Since the day I purchased this one in the Spring of 1988, Too Fun Too Huge! #2 has been a “top quartile” fanzine in my overall “fanzine collection”, so much so that I’ve been trying to find a copy of TFTH #1 for the better part of my life. Do you have one?
I’m going to say right here that it’s not for everyone. Ostensibly there are two editors here – a guy named George Boulukos, who writes an exceptionally unfunny “I Hate Rock and Roll” editorial and then reviews a bunch of metal records, and the guy whom I really associate with this otherwise mostly fantastic fanzine, Patrick Amory. The Too Fun Too Huge! mailing address happens to also be Patrick Amory’s New York street address, so my guess is that he did most of the heavy lifting on this one. What very little I know about Amory came from this lone fanzine and the knowledge that he later went on to help run Matador Records in a “senior position”. Hey, he’s got his own Wikipedia entry.
This magazine epitomizes the late 80s fanzine gusto, panache, and sangfroid (if you will) that made me such a rabid fanzine accumulator at the time. Often nasty, undermining and downright mean, it’s of a league with Forced Exposure, Conflict and Disaster, all top-tier fanzines of the era that knew everything about music, reviewed nearly every record, and were absolutely standing by to tell you why certain small independent bands were not merely “bad at music”, but were the scum of the earth, ought to be shot etc etc. Or even more so, why certain other writers or scene denizens were; Jack Rabid and Chris Stigliano come under pretty heavy incoming fire in this one, as they both so often did.
And listen – I loved every bit of it then, even if it was bands I liked being trashed. I still enjoy reading this 100x more than most music things now. I’ve written about this elsewhere, but I remember unnaturally affecting a bit of this know-it-all east coast fanzine persona in my own conversations & arguments with friends about the music they personally liked, verbally trashing The Replacements or Sham 69 or whomever because I felt it was the right cool move at age 20. Then I’d wince when someone I totally loved at the time – Soul Asylum or Lazy Cowgirls, say – would get the same sort of treatment from one of these adored mags.
My persona didn’t last that long. I really just couldn’t fake enough negative emotion about an independent rock band, and it’s rarely felt satisfying enough to unequivocally trash something in print, mostly because I could never do it as wittily nor with half as much invective as these fellas. And they were running into many of their targets at NYC/Boston shows all the time, I’d have to imagine. I wasn’t, but I still remember the time Mick Collins cornered me at a show in San Francisco in the mid/late 90s and was like, “Hey man, what the fuck is your problem with the Dirtbombs?”. “Um no, Mr. Collins, jeez I….well I really liked The Gories and I….”. Nah, I wasn’t built for it.

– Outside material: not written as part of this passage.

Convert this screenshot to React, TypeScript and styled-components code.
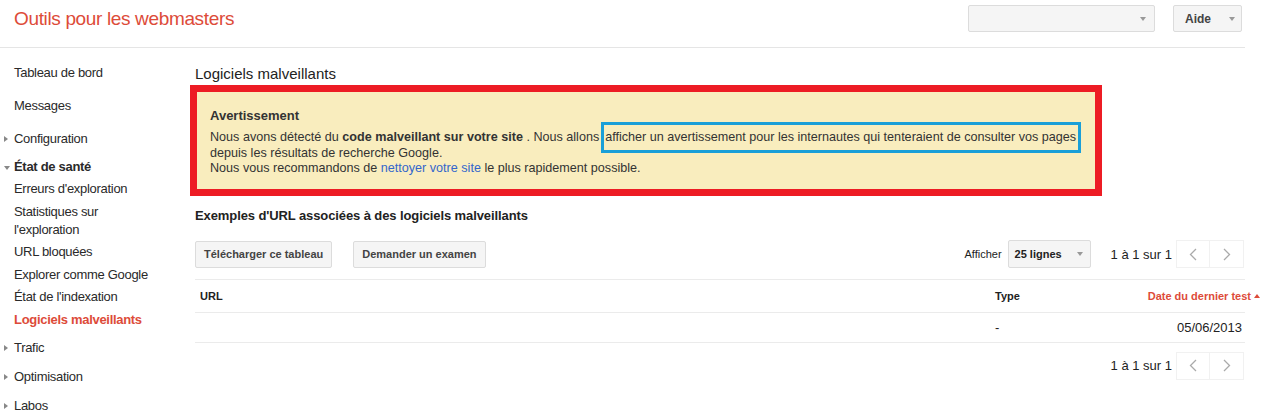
import React from "react";
import styled, { createGlobalStyle, css } from "styled-components";

const GlobalStyle = createGlobalStyle`
  html, body { margin: 0; padding: 0; background: #fff; }
  body { font-family: "Liberation Sans", Arial, sans-serif; color: #222; }
  * { box-sizing: border-box; }
`;

const Page = styled.div`
  width: 1245px;
`;

const Header = styled.header`
  height: 48px;
  border-bottom: 1px solid #e5e5e5;
  display: flex;
  align-items: flex-start;
  padding: 5px 3px 0 14px;
`;

const Brand = styled.div`
  font-size: 19px;
  letter-spacing: -0.35px;
  color: #dd4b39;
  line-height: 27px;
  flex: 1;
`;

const DownArrow = styled.span`
  display: inline-block;
  width: 0;
  height: 0;
  border-left: 3.5px solid transparent;
  border-right: 3.5px solid transparent;
  border-top: 4px solid #999;
`;

const SiteSelect = styled.div`
  width: 187px;
  height: 27px;
  background: #f5f5f5;
  border: 1px solid #dcdcdc;
  border-radius: 2px;
  display: flex;
  align-items: center;
  justify-content: flex-end;
  padding-right: 8px;
  margin-right: 18px;
`;

const HelpButton = styled.div`
  width: 69px;
  height: 27px;
  background: #f5f5f5;
  border: 1px solid #dcdcdc;
  border-radius: 2px;
  display: flex;
  align-items: center;
  justify-content: space-between;
  padding: 0 6px 0 11px;
  font-size: 12px;
  font-weight: bold;
  color: #444;
`;

const Body = styled.div`
  display: flex;
`;

const Sidebar = styled.nav`
  width: 195px;
  flex: none;
  padding-top: 8px;
  font-size: 13px;
  letter-spacing: -0.3px;
`;

const NavItem = styled.div<{ $h?: number; $active?: boolean; $bold?: boolean }>`
  position: relative;
  display: flex;
  align-items: center;
  padding-left: 14px;
  color: ${(p) => (p.$active ? "#dd4b39" : "#2a2a2a")};
  font-weight: ${(p) => (p.$bold || p.$active ? "bold" : "normal")};
  line-height: 18px;
  min-height: ${(p) => p.$h ?? 22.5}px;
`;

const Caret = styled.span<{ $open?: boolean }>`
  position: absolute;
  left: 4px;
  top: 50%;
  width: 0;
  height: 0;
  ${(p) =>
    p.$open
      ? css`
          margin-top: -1px;
          border-left: 3px solid transparent;
          border-right: 3px solid transparent;
          border-top: 4px solid #888;
        `
      : css`
          margin-top: -3px;
          border-top: 3px solid transparent;
          border-bottom: 3px solid transparent;
          border-left: 4px solid #888;
        `}
`;

const SubGroup = styled.div`
  padding-bottom: 2px;
`;

const Main = styled.main`
  flex: 1;
  padding-top: 16px;
`;

const PageTitle = styled.h1`
  margin: 0 0 1px;
  font-size: 15px;
  font-weight: normal;
  line-height: 20px;
  color: #222;
`;

const Highlight = styled.section`
  margin-left: -5px;
  width: 912px;
  border: 7px solid #ed1c24;
  background: #f9edbe;
  padding: 16px 13px 12px;
  color: #333;
`;

const WarnTitle = styled.div`
  font-size: 13px;
  font-weight: bold;
  line-height: 16px;
  margin-bottom: 6px;
  color: #333;
`;

const WarnText = styled.p`
  margin: 0;
  font-size: 12.6px;
  line-height: 15.5px;
`;

const Link = styled.a`
  color: #3366cc;
  text-decoration: none;
`;

const Boxed = styled.span`
  border: 3px solid #1a9fd8;
  padding: 5px 2px 6px 1px;
  margin-left: 2px;
`;

const SectionTitle = styled.h2`
  margin: 12px 0 0;
  font-size: 13px;
  font-weight: bold;
  letter-spacing: -0.1px;
  line-height: 16px;
  color: #222;
`;

const Toolbar = styled.div`
  display: flex;
  align-items: center;
  margin-top: 16px;
  height: 29px;
`;

const Button = styled.div`
  height: 27px;
  display: flex;
  align-items: center;
  padding: 0 8px;
  background: #f5f5f5;
  border: 1px solid #dcdcdc;
  border-radius: 2px;
  font-size: 11px;
  font-weight: bold;
  color: #444;
  margin-right: 21px;
`;

const Spacer = styled.div`
  flex: 1;
`;

const Label = styled.span`
  font-size: 11px;
  color: #222;
  margin-right: 6px;
`;

const RowsSelect = styled.div`
  width: 83px;
  height: 28px;
  background: #f5f5f5;
  border: 1px solid #dcdcdc;
  border-radius: 2px;
  display: flex;
  align-items: center;
  justify-content: space-between;
  padding: 0 7px 0 6px;
  font-size: 11px;
  font-weight: bold;
  color: #222;
  margin-right: 20px;
`;

const Pager = styled.div`
  display: flex;
  align-items: center;
  font-size: 13px;
  color: #222;
  padding-right: 1px;
`;

const PagerText = styled.span`
  margin-right: 4px;
`;

const PagerButton = styled.div<{ $first?: boolean }>`
  width: 34px;
  height: 28px;
  display: flex;
  align-items: center;
  justify-content: center;
  border: 1px solid #f1f1f1;
  ${(p) => (p.$first ? "" : "border-left: none;")}
`;

const Table = styled.div`
  margin-top: 10px;
  border-top: 1px solid #ebebeb;
`;

const Row = styled.div<{ $head?: boolean }>`
  display: grid;
  grid-template-columns: 795px 130px 1fr;
  align-items: center;
  height: ${(p) => (p.$head ? 33 : 30)}px;
  border-bottom: 1px solid #ebebeb;
  font-size: ${(p) => (p.$head ? 11 : 13)}px;
  font-weight: ${(p) => (p.$head ? "bold" : "normal")};
  color: #222;
`;

const Cell = styled.div<{ $right?: boolean; $sorted?: boolean }>`
  padding-left: 5px;
  ${(p) =>
    p.$right &&
    css`
      text-align: right;
      padding-right: 3px;
    `}
  ${(p) =>
    p.$sorted &&
    css`
      color: #dd4b39;
      margin-right: -15px;
      padding-right: 0;
    `}
`;

const UpArrow = styled.span`
  display: inline-block;
  vertical-align: middle;
  margin-left: 3px;
  margin-top: -2px;
  width: 0;
  height: 0;
  border-left: 3px solid transparent;
  border-right: 3px solid transparent;
  border-bottom: 4px solid #dd4b39;
`;

const BottomPager = styled.div`
  display: flex;
  justify-content: flex-end;
  margin-top: 9px;
`;

const Chevron = ({ dir }: { dir: "left" | "right" }) => (
  <svg width="8" height="13" viewBox="0 0 8 13">
    <polyline
      points={dir === "left" ? "7,1 1.5,6.5 7,12" : "1,1 6.5,6.5 1,12"}
      fill="none"
      stroke="#aaa"
      strokeWidth="1.3"
    />
  </svg>
);

const PagerBlock = () => (
  <Pager>
    <PagerText>1 à 1 sur 1</PagerText>
    <PagerButton $first>
      <Chevron dir="left" />
    </PagerButton>
    <PagerButton>
      <Chevron dir="right" />
    </PagerButton>
  </Pager>
);

export default function App() {
  return (
    <Page>
      <GlobalStyle />
      <Header>
        <Brand>Outils pour les webmasters</Brand>
        <SiteSelect>
          <DownArrow />
        </SiteSelect>
        <HelpButton>
          Aide
          <DownArrow />
        </HelpButton>
      </Header>
      <Body>
        <Sidebar>
          <NavItem $h={33}>Tableau de bord</NavItem>
          <NavItem $h={33}>Messages</NavItem>
          <NavItem $h={33}>
            <Caret />
            Configuration
          </NavItem>
          <SubGroup>
            <NavItem $h={23} $bold>
              <Caret $open />
              État de santé
            </NavItem>
            <NavItem>Erreurs d'exploration</NavItem>
            <NavItem $h={40.5}>
              Statistiques sur
              <br />
              l'exploration
            </NavItem>
            <NavItem>URL bloquées</NavItem>
            <NavItem>Explorer comme Google</NavItem>
            <NavItem>État de l'indexation</NavItem>
            <NavItem $active>Logiciels malveillants</NavItem>
          </SubGroup>
          <NavItem $h={29}>
            <Caret />
            Trafic
          </NavItem>
          <NavItem $h={29}>
            <Caret />
            Optimisation
          </NavItem>
          <NavItem $h={29}>
            <Caret />
            Labos
          </NavItem>
        </Sidebar>
        <Main>
          <PageTitle>Logiciels malveillants</PageTitle>
          <Highlight>
            <WarnTitle>Avertissement</WarnTitle>
            <WarnText>
              Nous avons détecté du <b>code malveillant sur votre site</b> . Nous allons
              <Boxed>afficher un avertissement pour les internautes qui tenteraient de consulter vos pages</Boxed>
              <br />
              depuis les résultats de recherche Google.
              <br />
              Nous vous recommandons de <Link href="#">nettoyer votre site</Link> le plus rapidement possible.
            </WarnText>
          </Highlight>
          <SectionTitle>Exemples d'URL associées à des logiciels malveillants</SectionTitle>
          <Toolbar>
            <Button>Télécharger ce tableau</Button>
            <Button>Demander un examen</Button>
            <Spacer />
            <Label>Afficher</Label>
            <RowsSelect>
              25 lignes
              <DownArrow />
            </RowsSelect>
            <PagerBlock />
          </Toolbar>
          <Table>
            <Row $head>
              <Cell>URL</Cell>
              <Cell>Type</Cell>
              <Cell $right $sorted>
                Date du dernier test
                <UpArrow />
              </Cell>
            </Row>
            <Row>
              <Cell />
              <Cell>-</Cell>
              <Cell $right>05/06/2013</Cell>
            </Row>
          </Table>
          <BottomPager>
            <PagerBlock />
          </BottomPager>
        </Main>
      </Body>
    </Page>
  );
}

TFTH #2 is the first place I ever read anything about Fairport Convention, not exactly a “Topic A” band on most late 80s hipsters’ lips at the time. Amory is also a huge New Zealand music fiend and especially cottons on to The Chills and The Clean as the most essential of the bunch. Somehow this guy reviews basically every Bill Direen disc released over the previous two-year period as well; my take was that those (not-very-good) records were mostly impossible to find in the US. They interview Michael Hudson of The Pagans, who’d recently reformed and who, in 1987-88, were among my top 3-4 “favorite bands of all time” (please note that I heard them for the first time most likely in 1987).
But it’s funny, too, the way Amory gets super worked-up about music he thinks is shit and then devotes a long interview to the Moving Targets (most readers: who??) and then praises the comedic & art skills of Peter Bagge (really?). I mean, there’s no accounting for taste, and thankfully that’s a point Armory himself makes in his full-page Chris Stigliano takedown as well. I also, in today’s re-read, quite enjoyed a guide to what food to eat to every track of Wire’s Chairs Missing (!) and his great defense of record collecting, featuring some Swedish Heartwork Records reviews (which by the way – overrated record label. See, I can do it!).
I don’t know why there’s so much anti-California blather in this one but at least he let his fanzine get some distribution out here, where I happened to be ready & waiting to buy, devour and then liberally quote from it (…”and Rikki from Satan’s Rats leaned over with his horrible breath…”. You’d have to read Armory’s riposte to Jack Rabid to understand this even a little, and to also know who Jack Rabid was). So yeah – anyone have an extra copy of Too Fun Too Huge! #1?
Great post! Haven’t seen #1 but it sounds like between those issues Patrick’s tastes really evolved – #1 apparently had stuff like Dag Nasty. Jon Wurster had a good chuckle about it on Rock Writ. Love your Pagans confession, we’ve all been there. Keep ’em coming!